John Collins: Mother’s military background gives rookie unique perspectives

Jeremy Johnson —  October 16, 2017

By Jeremy Johnson

The world changed forever on September 11, 2001. As the world watched as the events of that day unfolded, a young John Collins too pondered the impact that the world’s deadliest terrorist attack would have on his life.

For Collins, 9/11 was 12 days away from his 4th birthday, and he had a hard time understanding just what the events meant. He does remember the results of that day as they shifted Collins from his address from Turkey to the U.S. Virgin Islands. Collins’ mother was in the Air Force and was stationed in Turkey at the time of the attacks. As the country prepared for war, Collins’ mother sent him to live with his grandparents in St. Croix, U.S. Virgin Islands after the base in Turkey was evacuated.

“It’s kind of crazy and stuff happens, my mom’s a trouper,” Collins said. “I think I was really too young to understand what was going on at the time. It really didn’t hit me as hard as other people, which is kind of crazy to think about.”

Throughout the time in between then all the way until the Hawks selected Collins with the 19th pick in the 2017 NBA Draft, Collins has moved around with his mother and as other rookie players adjust to living far from home for the first time while also making the social adjustment that comes with changing cities, Collins has already dealt with many types of people and socially feels he can get along with anyone.

Adjusting to the different personalities and connecting with people isn’t the only thing that Collins learned from growing up in a military atmosphere at home.

“At a young age I got used to [moving and traveling] and I actually kind of like it,” Collins said. “I don’t know why going to different places gives me different perspectives in mind. It also helped me socially, not having a group of friends and having to be able to talk and moving my way through people constantly. It’s helped me a lot.”

The professionalism and discipline Collins now carries himself with began with a strict upbringing at home. Collins admits his mother was strict, but he now appreciates where that learned discipline has carried him.

“My mom and my dad actually split up really early so it was a single parent household and my mom, it was really strict, a little different living in a military household, traveling all around the world at a young age,” Collins said. “It definitely gave me perspective as a little kid… It’s something that molds right together is that discipline and tolerance that comes with being a military kid and growing up in that military lifestyle and turning that into professionalism. I’ve become a true pro, though I’m trying to learn my way, I’m still a rookie and I’ve got things to learn. It’s part of the process. Becoming a true professional and a true one day in and day out.”

Today, the world goes through another set of changes with the world of sports caught in the middle of a bit of a revolution as teams, athletes and the media outlets that cover them go back and forth on how to protest the police brutality and social injustices that plague the country. The country appears divided on standing or kneeling for the national anthem. The form of protest has been a dividing factor the past few weeks after President Donald Trump’s comments.

As Collins enters his rookie season in the NBA the debate hits home, but he thinks the correct response and form of protest is based on the individual. Collins thinks everyone has a right to voice their opinion in the manner they find fit.

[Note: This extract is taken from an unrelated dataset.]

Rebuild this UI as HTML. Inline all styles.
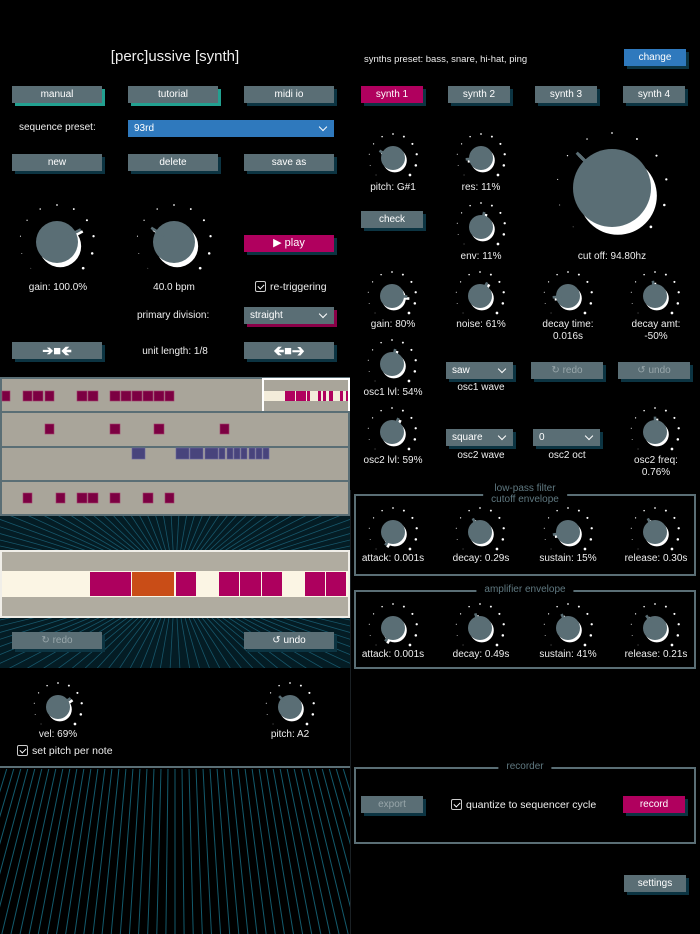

“I think it really just varies from person to person and how they feel about the topic,” Collins said. “That person can have a difference in opinion when it comes to how they feel if it respects the flag or doesn’t respect the flag and I think it’s all about finding your way to correctly do it and express it the way you want to express it. I think once that’s found out and fulfilled it up to them how they express their opinion. For me, I’m a military kid, so it’s always close to home when you start talking about stuff like that.”